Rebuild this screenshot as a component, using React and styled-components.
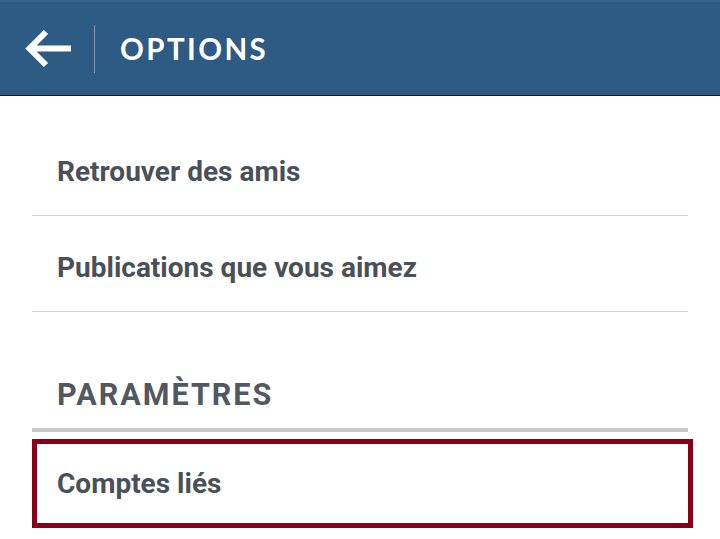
import React from "react";
import styled, { createGlobalStyle } from "styled-components";

const GlobalStyle = createGlobalStyle`
  html, body {
    margin: 0;
    padding: 0;
    background: #ffffff;
    font-family: Roboto, "Liberation Sans", sans-serif;
  }
`;

const Page = styled.div`
  width: 720px;
  height: 539px;
  overflow: hidden;
  background: #ffffff;
`;

const Header = styled.header`
  height: 93px;
  display: flex;
  align-items: center;
  background: #2e5b84;
  border-top: 2px solid #36638b;
  border-bottom: 1px solid #111820;
`;

const BackButton = styled.button`
  width: 95px;
  height: 48px;
  padding: 0 0 0 25px;
  border: none;
  border-right: 1px solid #7f98b2;
  background: transparent;
  display: flex;
  align-items: center;
  cursor: pointer;
`;

const Title = styled.h1`
  margin: 0 0 0 25px;
  font-family: Lato, "Open Sans", sans-serif;
  font-weight: 700;
  font-size: 29.5px;
  letter-spacing: 2.4px;
  color: #ffffff;
`;

const List = styled.div`
  padding: 24px 32px 0 32px;
`;

const Row = styled.div`
  position: relative;
  display: flex;
  align-items: center;
  padding: 8px 0 0 25px;
  box-sizing: border-box;
  height: 96px;
  border-bottom: 1px solid #d2d2d2;
  color: #4a5058;
  font-weight: 700;
  font-size: 28px;

  ${(p) =>
    p.$highlight &&
    `
    &::after {
      content: "";
      position: absolute;
      left: 0;
      right: -5px;
      top: 7px;
      bottom: -1px;
      border: 5px solid #8a0018;
    }
  `}
`;

const Section = styled.div`
  height: 120px;
  display: flex;
  align-items: flex-end;
  padding: 0 0 16px 25px;
  box-sizing: border-box;
  border-bottom: 4px solid #c9c9c9;
  color: #51585f;
  font-weight: 700;
  font-size: 30.5px;
  letter-spacing: 2px;
`;

const BackArrow = () => (
  <svg width="48" height="40" viewBox="0 0 48 40">
    <path
      d="M46 19.5H6 M21 3L4.5 19.5L21 36"
      fill="none"
      stroke="#ffffff"
      strokeWidth="6"
    />
  </svg>
);

export default function App() {
  return (
    <Page>
      <GlobalStyle />
      <Header>
        <BackButton aria-label="Retour">
          <BackArrow />
        </BackButton>
        <Title>OPTIONS</Title>
      </Header>
      <List>
        <Row>Retrouver des amis</Row>
        <Row>Publications que vous aimez</Row>
        <Section>PARAMÈTRES</Section>
        <Row $highlight>Comptes liés</Row>
      </List>
    </Page>
  );
}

══════════

**GIVEN EXERCISE:** Repeat the listing in full and exactly. Leave any pictures out.

**ANSWER TO THIS TASK:**
Rebuild this screenshot as a component, using React and styled-components.
import React from "react";
import styled, { createGlobalStyle } from "styled-components";

const GlobalStyle = createGlobalStyle`
  html, body {
    margin: 0;
    padding: 0;
    background: #ffffff;
    font-family: Roboto, "Liberation Sans", sans-serif;
  }
`;

const Page = styled.div`
  width: 720px;
  height: 539px;
  overflow: hidden;
  background: #ffffff;
`;

const Header = styled.header`
  height: 93px;
  display: flex;
  align-items: center;
  background: #2e5b84;
  border-top: 2px solid #36638b;
  border-bottom: 1px solid #111820;
`;

const BackButton = styled.button`
  width: 95px;
  height: 48px;
  padding: 0 0 0 25px;
  border: none;
  border-right: 1px solid #7f98b2;
  background: transparent;
  display: flex;
  align-items: center;
  cursor: pointer;
`;

const Title = styled.h1`
  margin: 0 0 0 25px;
  font-family: Lato, "Open Sans", sans-serif;
  font-weight: 700;
  font-size: 29.5px;
  letter-spacing: 2.4px;
  color: #ffffff;
`;

const List = styled.div`
  padding: 24px 32px 0 32px;
`;

const Row = styled.div`
  position: relative;
  display: flex;
  align-items: center;
  padding: 8px 0 0 25px;
  box-sizing: border-box;
  height: 96px;
  border-bottom: 1px solid #d2d2d2;
  color: #4a5058;
  font-weight: 700;
  font-size: 28px;

  ${(p) =>
    p.$highlight &&
    `
    &::after {
      content: "";
      position: absolute;
      left: 0;
      right: -5px;
      top: 7px;
      bottom: -1px;
      border: 5px solid #8a0018;
    }
  `}
`;

const Section = styled.div`
  height: 120px;
  display: flex;
  align-items: flex-end;
  padding: 0 0 16px 25px;
  box-sizing: border-box;
  border-bottom: 4px solid #c9c9c9;
  color: #51585f;
  font-weight: 700;
  font-size: 30.5px;
  letter-spacing: 2px;
`;

const BackArrow = () => (
  <svg width="48" height="40" viewBox="0 0 48 40">
    <path
      d="M46 19.5H6 M21 3L4.5 19.5L21 36"
      fill="none"
      stroke="#ffffff"
      strokeWidth="6"
    />
  </svg>
);

export default function App() {
  return (
    <Page>
      <GlobalStyle />
      <Header>
        <BackButton aria-label="Retour">
          <BackArrow />
        </BackButton>
        <Title>OPTIONS</Title>
      </Header>
      <List>
        <Row>Retrouver des amis</Row>
        <Row>Publications que vous aimez</Row>
        <Section>PARAMÈTRES</Section>
        <Row $highlight>Comptes liés</Row>
      </List>
    </Page>
  );
}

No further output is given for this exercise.